Well, today I lost another person that I love dearly. Ace was one of those people that the moment you met her, you felt like family. She was nice to everyone. She was energetic, fun, sweet, and just all around one of the neatest people I have ever known. She and I went to the same high school but she graduated 13 years before I did. We never met until 11 years ago at a reunion for my school. Immediately, there was a connection and for the following 11 years, this woman and her family meant the world to me. I have only been physically with her a handful of times but those times will be in my memories forever. We kept most of our contact via chat rooms and phone calls.  I will always remember her relationship with my children. Unfortunately, the two younger ones barely remember her but they sure loved her when they were young. She and my second daughter loved getting each other with water guns on the beach and she loved snuggling with my baby boy and he loved singing The Banana Boat Song to her when he was just three. She thought that was so cute. Everytime I spoke to her, she asked about my son. She kind of adopted him in her heart but I think she did that with everyone. Life was never boring with her around and it was usually full of life, energy, and laughter. I will truly miss this wonderful person being in my life and it just pains me that she died so young of such a horrible disease (cancer) when so many jerks live to ripe old ages. I just don’t get it. So many people are saying, now she is with god, etc but I do not find that comforting. I am comforted that she isn’t suffering anymore but if there is a god, I am once again angry- not only that she is gone but that she had to suffer like this to begin with. Now her family is without her, our very close high school family is without her and life will never be the same and neither will a single reunion. It saddens me so to know that she will never be at another reunion with us all. I will miss her lively spirit and say goodbye to someone who feels almost like a sister to me.
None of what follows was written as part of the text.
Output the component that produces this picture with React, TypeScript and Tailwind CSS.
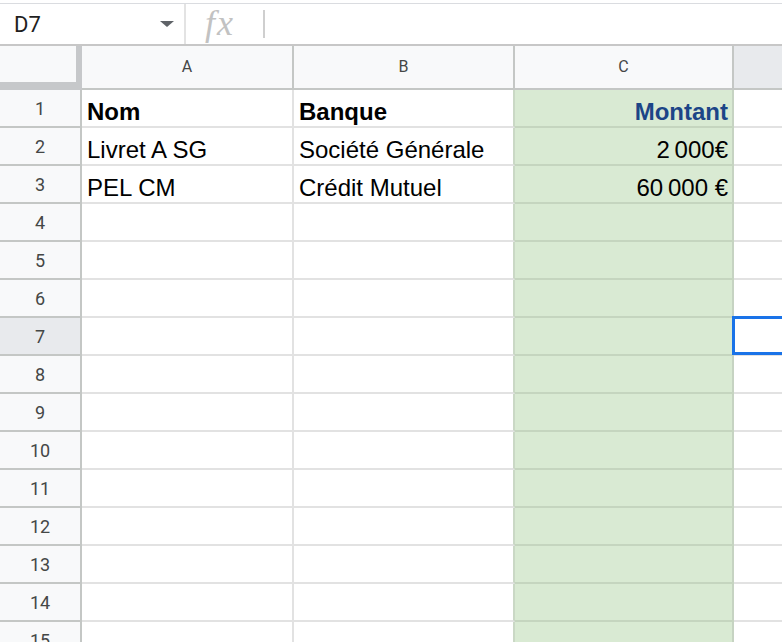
import React from "react";

type Row = { a?: string; b?: string; c?: string; bold?: boolean };

const data: Row[] = [
  { a: "Nom", b: "Banque", c: "Montant", bold: true },
  { a: "Livret A SG", b: "Société Générale", c: "2\u202F000€" },
  { a: "PEL CM", b: "Crédit Mutuel", c: "60\u202F000 €" },
];

const allRows: Row[] = [...data];
for (let i = allRows.length; i < 15; i++) allRows.push({});

export default function App() {
  return (
    <div className="relative w-[782px] h-[642px] overflow-hidden bg-white font-['Liberation_Sans',Arial,sans-serif]">
      <div className="h-[3px]" />
      {/* Formula bar */}
      <div className="flex h-[43px] border-t border-[#dadce0] border-b-2 border-b-[#c7c7c7]">
        <div className="flex w-[186px] items-center justify-between border-r-2 border-[#e3e3e3] pl-[14px] pr-[10px]">
          <span className="font-['Roboto',sans-serif] text-[22px] text-[#1f1f1f]">D7</span>
          <svg width="14" height="6" viewBox="0 0 14 6">
            <polygon points="0,0 14,0 7,6" fill="#5f6368" />
          </svg>
        </div>
        <div className="flex w-[77px] items-center pl-[19px] pb-[2px]">
          <span className="font-['Liberation_Serif',serif] italic text-[36px] tracking-[2px] leading-none text-[#c2c2c2]">fx</span>
        </div>
        <div className="flex items-center">
          <div className="h-[28px] w-[2px] bg-[#cfcfcf]" />
        </div>
      </div>

      {/* Grid */}
      <div className="grid grid-cols-[82px_212px_221px_219px_1fr]">
        {/* Header row */}
        <div className="h-[44px] bg-[#f8f9fa] border-r-[6px] border-b-[8px] border-[#c6c8ca]" />
        {["A", "B", "C"].map((l) => (
          <div
            key={l}
            className="flex h-[44px] items-center justify-center bg-[#f8f9fa] border-r-2 border-b-2 border-[#c4c7c5] font-['Roboto',sans-serif] text-[16px] text-[#444746]"
          >
            {l}
          </div>
        ))}
        <div className="h-[44px] bg-[#e8eaed] border-b-2 border-[#c4c7c5]" />

        {allRows.map((r, i) => {
          const n = i + 1;
          const sel = n === 7;
          return (
            <React.Fragment key={n}>
              <div
                className={`flex h-[38px] items-center justify-center border-r-2 border-b-2 border-[#c4c7c5] font-['Roboto',sans-serif] text-[18px] text-[#444746] ${
                  sel ? "bg-[#e8eaed]" : "bg-[#f8f9fa]"
                }`}
              >
                {n}
              </div>
              <div
                className={`flex h-[38px] items-end border-r-2 border-b-2 border-[#e2e2e2] pl-[5px] pb-[2px] text-[24px] leading-none text-black whitespace-nowrap ${
                  r.bold ? "font-bold" : ""
                }`}
              >
                {r.a}
              </div>
              <div
                className={`flex h-[38px] items-end border-r-2 border-r-[#cad8c5] border-b-2 border-b-[#e2e2e2] pl-[5px] pb-[2px] text-[24px] leading-none text-black whitespace-nowrap ${
                  r.bold ? "font-bold" : ""
                }`}
              >
                {r.b}
              </div>
              <div
                className={`flex h-[38px] items-end justify-end bg-[#d9ead3] border-r-2 border-r-[#c6d3c2] border-b-2 border-b-[#c5d5bf] pr-[4px] pb-[2px] text-[24px] leading-none whitespace-nowrap ${
                  r.bold ? "font-bold text-[#1c4587]" : "text-black"
                }`}
              >
                {r.c}
              </div>
              <div className="relative h-[38px] border-b-2 border-[#e2e2e2]">
                {sel && (
                  <div className="absolute -left-[2px] -top-[2px] h-[39px] w-[60px] border-[3px] border-[#1a73e8]" />
                )}
              </div>
            </React.Fragment>
          );
        })}
      </div>
    </div>
  );
}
In the past few months,  it seems I am mourning a lot again. I had an acquaintence shoot himself, a young gal I know and cared for died in a tragic accident and now this. It feels like 3 years ago all over again. Hopefully, this is the end of the deaths for a while. In the mean time, I hope that all of us who loved and knew Ace can heal and enjoy many stories of her in the future.

Sometimes, we all get so wrapped up in day to day living that we forgot the important things in life. Sometimes, we are given reminders of what is important. Last week was one of those for me and many that I care about. We have lost a 14 year old girl to a tragic accident. I spent last week going through old photos to try and find some to scan and share with others and give some to her family. Right now, the shock of losing her is horrendous but eventually those photos will be more precious than about anything. I am so glad I have photos of my grandparents and wish that I had more photos of a few other people I have lost. Taking them is important but so is putting them somewhere where they will be safe and last so when needed, they can be retrieved and enjoyed. That is where safe albums and digital back up is so important. I am always working on that but will be in high gear again after this.